DIY Timelapse Camera Using Unihiker K10

Welcome to this Instructables tutorial. In this guide, you’ll learn how to build time lapse camera using Unihiker k10 By Dfrobot.

Timelapse photography is a great way to capture slow changes over time, such as plant growth, construction progress, or daily light changes.

In this project, I’ll show you how to build a DIY timelapse camera using UNIHIKER K10. This compact setup can automatically capture photos at fixed intervals and store them for later processing into a timelapse video.

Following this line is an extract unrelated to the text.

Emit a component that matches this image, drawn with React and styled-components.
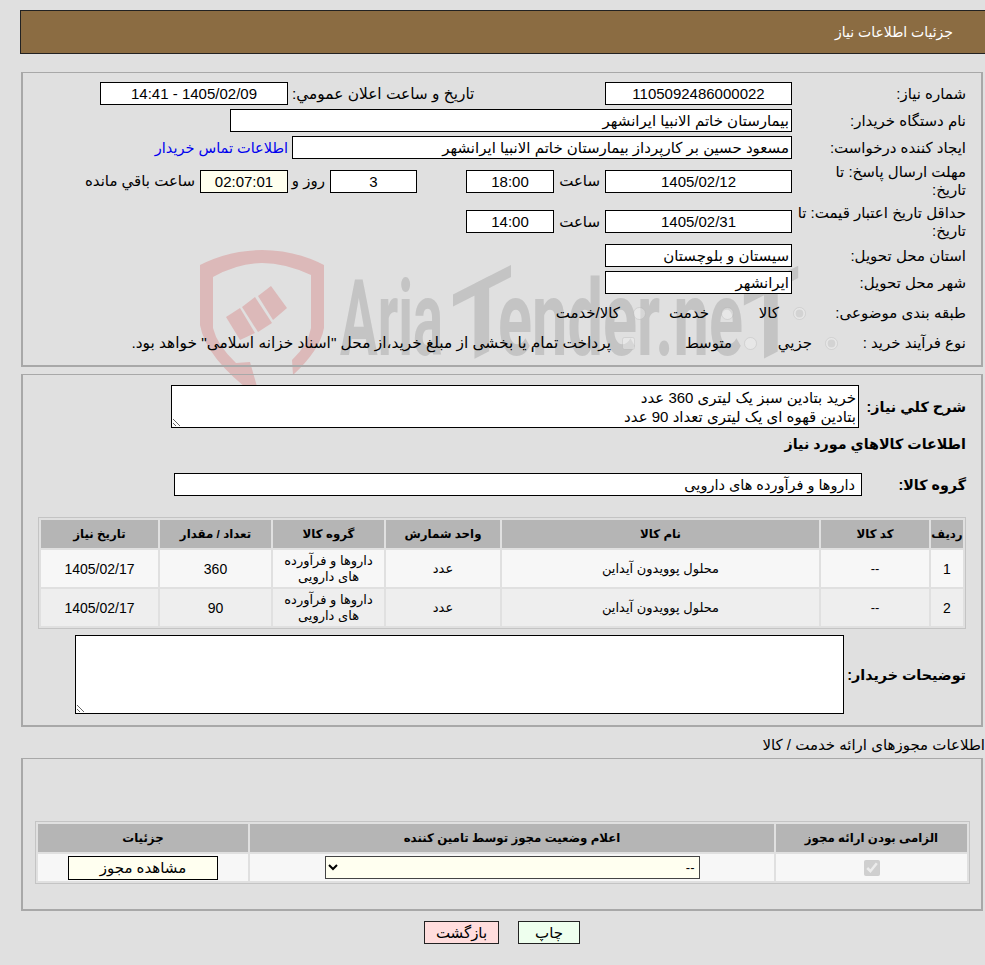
import React from "react";
import styled, { createGlobalStyle } from "styled-components";

const FONT = `"Liberation Sans", "DejaVu Sans", sans-serif`;

const Global = createGlobalStyle`
  html, body { margin: 0; padding: 0; background: #e0e0e0; }
  body { font-family: ${FONT}; font-size: 15px; color: #000; overflow: hidden; }
`;
const Page = styled.div`
  position: relative;
  width: 985px;
  height: 965px;
  padding-top: 10px;
  box-sizing: border-box;
  direction: rtl;
  overflow: hidden;
`;
const Watermark = styled.svg`
  position: absolute;
  left: 190px;
  top: 245px;
  width: 620px;
  height: 160px;
  z-index: 0;
`;
const Content = styled.div`
  position: relative;
  z-index: 1;
`;
const Header = styled.div`
  height: 44px;
  margin-left: 20px;
  box-sizing: border-box;
  border: 1px solid #222;
  border-right: 0;
  background: #8b6c42;
  color: #fff;
  display: flex;
  align-items: center;
  padding-right: 32px;
  font-size: 14px;
`;
const Panel = styled.div`
  margin: ${(p) => p.$top}px 2px 0 21px;
  height: ${(p) => p.$height}px;
  box-sizing: border-box;
  border-style: solid;
  border-width: 1px 2px 2px 2px;
  border-color: #a8a8a8;
  padding: ${(p) => p.$pad || 9}px 14px 0 0;
  display: flex;
  flex-direction: column;
  gap: ${(p) => p.$gap ?? 4}px;
`;
const Row = styled.div`
  display: flex;
  align-items: center;
  min-height: ${(p) => p.$h || 23}px;
  margin-top: ${(p) => p.$top || 0}px;
`;
const Label = styled.div`
  width: 175px;
  flex: none;
  box-sizing: border-box;
  line-height: 18px;
  padding-right: 1px;
`;
const Field = styled.div`
  width: ${(p) => p.$w}px;
  height: 23px;
  flex: none;
  box-sizing: border-box;
  border: 1px solid #000;
  background: ${(p) => p.$bg || "#fff"};
  display: flex;
  align-items: center;
  justify-content: ${(p) => (p.$start ? "flex-start" : "center")};
  padding: 0 ${(p) => p.$pad || 2}px;
  white-space: nowrap;
  font-size: ${(p) => p.$size || 15}px;
  margin-right: ${(p) => p.$mr || 0}px;
`;
const Inline = styled.span`
  flex: none;
  box-sizing: border-box;
  white-space: nowrap;
  width: ${(p) => (p.$w ? p.$w + "px" : "auto")};
  margin-right: ${(p) => p.$mr || 0}px;
  padding-left: ${(p) => p.$pl || 0}px;
  text-align: ${(p) => p.$align || "right"};
  font-size: ${(p) => p.$size || 15}px;
`;
const ContactLink = styled.a`
  color: #0000ee;
  margin-right: 4px;
  white-space: nowrap;
  font-size: 14.5px;
`;
const Choice = styled.input`
  width: 13px;
  height: 13px;
  margin: 0 ${(p) => p.$mr}px 0 0;
  flex: none;
  opacity: 0.55;
`;
const BoldLabel = styled.div`
  font-weight: bold;
  font-size: 14.3px;
  white-space: nowrap;
  box-sizing: border-box;
  padding-right: 1px;
  width: ${(p) => (p.$w ? p.$w + "px" : "auto")};
  flex: none;
`;
const Area = styled.textarea`
  display: block;
  width: ${(p) => p.$w}px;
  height: ${(p) => p.$h}px;
  flex: none;
  box-sizing: border-box;
  margin: 0;
  padding: 2px;
  border: 1px solid #000;
  border-radius: 0;
  outline: none;
  background: #fff;
  color: #000;
  direction: rtl;
  font-family: ${FONT};
  font-size: 15px;
  line-height: 19px;
  overflow: hidden;
`;
const Grid = styled.table`
  border-collapse: separate;
  border-spacing: 2px;
  border: 1px solid #c4c4c4;
  table-layout: fixed;
  width: ${(p) => p.$w}px;
  margin: ${(p) => p.$top}px ${(p) => p.$mr}px 0 0;
  flex: none;
`;
const Th = styled.th`
  background: #b5b5b5;
  height: 28px;
  padding: 0;
  font-size: 11.8px;
  font-weight: bold;
  text-align: center;
  width: ${(p) => p.$w}px;
`;
const Td = styled.td`
  background: ${(p) => (p.$alt ? "#eeeeee" : "#f7f7f7")};
  height: ${(p) => p.$h || 37}px;
  padding: 0 4px;
  font-size: ${(p) => (p.$num ? 14 : 13)}px;
  line-height: 16px;
  text-align: center;
`;
const SectionTitle = styled.div`
  margin-top: 9px;
  height: 18px;
  font-size: 15px;
  line-height: 18px;
  white-space: nowrap;
`;
const StatusSelect = styled.select`
  width: 375px;
  height: 23px;
  box-sizing: border-box;
  background-color: #fffff0;
  border: 1px solid #444;
  border-radius: 0;
  font-family: ${FONT};
  font-size: 13px;
  direction: rtl;
`;
const ViewButton = styled.button`
  width: 150px;
  height: 24px;
  box-sizing: border-box;
  background: #fffff0;
  border: 1px solid #000;
  border-radius: 0;
  padding: 0;
  font-family: ${FONT};
  font-size: 15px;
  display: block;
  margin: 0 auto;
`;
const Approve = styled.input`
  display: block;
  margin: 0 auto;
  width: 16px;
  height: 16px;
`;
const Actions = styled.div`
  display: flex;
  justify-content: center;
  gap: 19px;
  margin-top: 10px;
  padding-left: 19px;
`;
const ActionButton = styled.button`
  width: ${(p) => p.$w}px;
  height: 23px;
  box-sizing: border-box;
  background: ${(p) => p.$bg};
  border: 1px solid #222;
  border-radius: 0;
  padding: 0;
  font-family: ${FONT};
  font-size: 15px;
`;

const rows = [
  ["1", "360"],
  ["2", "90"],
];

const markText = { fill: "#c4c4c4", fontFamily: "Roboto, sans-serif", fontWeight: 700, fontSize: 106, direction: "ltr" };

export default function App() {
  return (
    <Page>
      <Global />
      <Watermark viewBox="0 0 620 160" aria-hidden="true">
        <path
          fill="#dcb9b9"
          d="M10 20 Q40 5 72 5 Q105 5 134 20 L134 83 Q130 105 103 130 L102 115 Q118 100 121 83 L121 30 Q95 18 72 18 Q48 18 23 32 L23 83 Q27 100 46 118 L60 117 L68 145 L72 155 Q16 115 10 80 Z"
        />
        <g fill="#dcb9b9">
          <polygon points="36,72 50,63 65,88 50,95" />
          <polygon points="52,62 65,52 82,78 68,87" />
          <polygon points="68,51 81,41 97,63 83,75" />
        </g>
        <text {...markText} x="150" y="110" textLength="103" lengthAdjust="spacingAndGlyphs">Aria</text>
        <text {...markText} x="-31" y="0" textLength="62" lengthAdjust="spacingAndGlyphs" transform="translate(292 110) skewY(-27)">T</text>
        <text {...markText} x="308" y="110" textLength="245" lengthAdjust="spacingAndGlyphs">ender.ne</text>
        <text {...markText} x="-29" y="0" textLength="58" lengthAdjust="spacingAndGlyphs" transform="translate(581 110) skewY(-27)">T</text>
      </Watermark>
      <Content>
        <Header>جزئیات اطلاعات نیاز</Header>
        <Panel $top={18} $height={295}>
          <Row>
            <Label>شماره نیاز:</Label>
            <Field $w={187}>1105092486000022</Field>
            <Inline $w={312} $mr={5} $pl={4} $align="left" $size={15.4}>تاريخ و ساعت اعلان عمومي:</Inline>
            <Field $w={188}>1405/02/09 - 14:41</Field>
          </Row>
          <Row>
            <Label>نام دستگاه خریدار:</Label>
            <Field $w={562} $start>بیمارستان خاتم الانبیا ایرانشهر</Field>
          </Row>
          <Row>
            <Label>ایجاد کننده درخواست:</Label>
            <Field $w={500} $start>مسعود حسین بر کارپرداز بیمارستان خاتم الانبیا ایرانشهر</Field>
            <ContactLink>اطلاعات تماس خریدار</ContactLink>
          </Row>
          <Row $h={36}>
            <Label>مهلت ارسال پاسخ: تا<br />تاریخ:</Label>
            <Field $w={187}>1405/02/12</Field>
            <Inline $w={46} $mr={5}>ساعت</Inline>
            <Field $w={88}>18:00</Field>
            <Field $w={87} $mr={49}>3</Field>
            <Inline $w={34} $mr={5}>روز و</Inline>
            <Field $w={88} $mr={3} $bg="#ffffee">02:07:01</Field>
            <Inline $mr={5}>ساعت باقي مانده</Inline>
          </Row>
          <Row $h={37}>
            <Label>حداقل تاریخ اعتبار قیمت: تا تاریخ:</Label>
            <Field $w={187}>1405/02/31</Field>
            <Inline $w={46} $mr={5}>ساعت</Inline>
            <Field $w={88}>14:00</Field>
          </Row>
          <Row>
            <Label>استان محل تحویل:</Label>
            <Field $w={187} $start>سیستان و بلوچستان</Field>
          </Row>
          <Row>
            <Label>شهر محل تحویل:</Label>
            <Field $w={187} $start>ایرانشهر</Field>
          </Row>
          <Row $h={30}>
            <Label>طبقه بندی موضوعی:</Label>
            <Choice type="radio" name="cat" defaultChecked disabled $mr={-14} />
            <Inline $mr={14} $w={45}>کالا</Inline>
            <Choice type="radio" name="cat" disabled $mr={0} />
            <Inline $mr={12} $w={63}>خدمت</Inline>
            <Choice type="radio" name="cat" disabled $mr={0} />
            <Inline $mr={13}>کالا/خدمت</Inline>
          </Row>
          <Row $h={22}>
            <Label>نوع فرآیند خرید :</Label>
            <Choice type="radio" name="proc" defaultChecked disabled $mr={-46} />
            <Inline $mr={13} $w={55}>جزیي</Inline>
            <Choice type="radio" name="proc" disabled $mr={0} />
            <Inline $mr={12} $w={97}>متوسط</Inline>
            <Choice type="checkbox" disabled $mr={0} />
            <Inline $mr={11} $size={15.4}>پرداخت تمام یا بخشی از مبلغ خرید،از محل "اسناد خزانه اسلامی" خواهد بود.</Inline>
          </Row>
        </Panel>
        <Panel $top={7} $height={353} $pad={10} $gap={0}>
          <Row $h={43}>
            <BoldLabel $w={108}>شرح کلي نیاز:</BoldLabel>
            <Area $w={688} $h={43} readOnly value={"خرید بتادین سبز یک لیتری 360 عدد\nبتادین قهوه ای یک لیتری تعداد 90 عدد"} />
          </Row>
          <Row $h={18} $top={7}>
            <BoldLabel>اطلاعات کالاهاي مورد نیاز</BoldLabel>
          </Row>
          <Row $top={20}>
            <BoldLabel $w={105}>گروه کالا:</BoldLabel>
            <Field $w={688} $start $pad={6} $size={14.5}>داروها و فرآورده های دارویی</Field>
          </Row>
          <Grid $w={928} $top={21} $mr={1}>
            <thead>
              <tr>
                <Th $w={32}>ردیف</Th>
                <Th $w={108}>کد کالا</Th>
                <Th $w={317}>نام کالا</Th>
                <Th $w={114}>واحد شمارش</Th>
                <Th $w={111}>گروه کالا</Th>
                <Th $w={111}>تعداد / مقدار</Th>
                <Th $w={117}>تاریخ نیاز</Th>
              </tr>
            </thead>
            <tbody>
              {rows.map(([n, q], i) => (
                <tr key={n}>
                  <Td $alt={i === 1} $num>{n}</Td>
                  <Td $alt={i === 1}>--</Td>
                  <Td $alt={i === 1}>محلول پوویدون آیداین</Td>
                  <Td $alt={i === 1}>عدد</Td>
                  <Td $alt={i === 1}>داروها و فرآورده های دارویی</Td>
                  <Td $alt={i === 1} $num>{q}</Td>
                  <Td $alt={i === 1} $num>1405/02/17</Td>
                </tr>
              ))}
            </tbody>
          </Grid>
          <Row $h={79} $top={6}>
            <BoldLabel $w={123}>توضیحات خریدار:</BoldLabel>
            <Area $w={769} $h={79} readOnly value="" />
          </Row>
        </Panel>
        <SectionTitle>اطلاعات مجوزهای ارائه خدمت / کالا</SectionTitle>
        <Panel $top={4} $height={153} $pad={62} $gap={0}>
          <Grid $w={935} $top={0} $mr={-3}>
            <thead>
              <tr>
                <Th $w={191}>الزامی بودن ارائه مجوز</Th>
                <Th $w={524}>اعلام وضعیت مجوز توسط تامین کننده</Th>
                <Th $w={210}>جزئیات</Th>
              </tr>
            </thead>
            <tbody>
              <tr>
                <Td $h={27}><Approve type="checkbox" checked disabled readOnly /></Td>
                <Td $h={27}><StatusSelect defaultValue="--"><option>--</option></StatusSelect></Td>
                <Td $h={27}><ViewButton type="button">مشاهده مجوز</ViewButton></Td>
              </tr>
            </tbody>
          </Grid>
        </Panel>
        <Actions>
          <ActionButton type="button" $w={62} $bg="#eeffee">چاپ</ActionButton>
          <ActionButton type="button" $w={75} $bg="#ffdddd">بازگشت</ActionButton>
        </Actions>
      </Content>
    </Page>
  );
}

I received the UNIHIKER K10 through the DFRobot Explore AI with K10 contest a few months ago, but only recently got time to work with it. I decided to start with a simple timelapse camera project.

This project is a good introduction to the UNIHIKER K10 and shows why it’s a useful board for many future projects.

Hardware:

1. UNIHIKER K10 Board (DFROBOT)
2. MicroSD Card (FAT32 formatted)
3. USB-C Cable

Software:

1. Arduino IDE (Version 2.0 or higher recommended)
2. Libraries: TFT_eSPI (for the display) and the unihiker_k10 hardware support library.

(Optional)

1. Tripod or enclosure
2. 3D-printed case

Download the Case.stl file for 3D printing

For this timelapse camera project, the UNIHIKER K10 is a solid choice because all the required hardware is already built into one board. A timelapse camera needs a camera module, a capable processor, basic controls, a display, and storage—and the K10 has everything.

The K10 is built around the ESP32-S3 Xtensa LX7chip and comes with:

1. 16 MB flash memory
2. 512 KB SRAM
3. 2 MP camera
4. 2.8-inch, 240×320 color display
5. 2.4G Wi-Fi
6. Bluetooth 5.0
7. MicroSD card slot
8. Support for multiple environments: Arduino IDE, Thonny IDE, PlatformIO, and Mind+

In short, it’s an all-in-one solution. Since no extra wiring or modules are needed, the setup stays simple and reliable, making the UNIHIKER K10 beginner-friendly and well suited for a DIY timelapse camera build.

Before you begin, ensure you are using Arduino IDE version 2.3.7 or newer.

Open the Arduino IDE and go to File → Preferences. In the Additional Boards Manager URLs field, paste the following link:

Click OK to save the settings.

Next, navigate to Tools → Board → Boards Manager. In the search bar, type Unihiker and install the Unihiker board package.

After the installation is complete, go to Tools → Board and select Unihiker K10 from the list.

Once the board is installed and selected, the Arduino IDE is ready to upload code to the UNIHIKER K10.

In this step, we upload the firmware that controls the timelapse camera. The code provides a simple on-screen menu to select camera mode, resolution, and capture interval. It also handles image capture, file naming, and saving photos to the microSD card automatically.

The complete code is provided below for reference.

Note: The code is long because it includes a full UI, menu system, and recording logic.

After uploading the code, restart the board. You should see the menu appear on the screen, allowing you to start live preview or begin timelapse recording.

After uploading the code and powering on the UNIHIKER K10, the device starts with a custom splash screen showing a cute timelapse camera icon along with the app name and author. This confirms that the firmware has loaded correctly.

Once the splash screen finishes, the Mode Select menu appears on the display. Using Button A, you can switch between the two modes:

1. Live Stream – shows a real-time camera preview on the screen
2. Time-Lapse – captures images at fixed intervals and saves them to the microSD card

Press Button B to select a mode. In Time-Lapse mode, the screen guides you step by step to choose the image resolution.

Available image resolutions:

1. QVGA (240×320) – Fast and stable (recommended)
2. VGA (640×480) – Balanced quality
3. SVGA (800×600) – Higher detail
4. HD (1280×720) – High resolution
5. SXGA (1280×1024) – Maximum quality

Note:

For long timelapse recordings, it is recommended to use lower resolutions like QVGA or VGA. Higher resolutions such as HD or SXGA can slow down capture, increase heat, and use more storage.

1. Select Time-Lapse mode using Button B
2. Choose the desired resolution
3. Set the hours, minutes, and seconds for the capture interval
4. Confirm the settings on the confirmation screen
5. Recording starts automatically
6. Hold Button A + B together to stop recording safely

After testing the camera, I used it to record real timelapse videos in two different scenarios to demonstrate how it performs in practical use.

1. 3D Printing Timelapse

The camera was placed facing a 3D printer bed to capture the printing process from start to finish. Using a short capture interval and a lower resolution helped keep the recording smooth and stable.

2. Nature Timelapse

For outdoor testing, the camera was used to capture slow natural changes such as moving light shifts, or plant movement. A longer capture interval was used in this case to create a smooth timelapse.

These examples show that this camera can be used both indoors and outdoors for different types of long-duration recordings.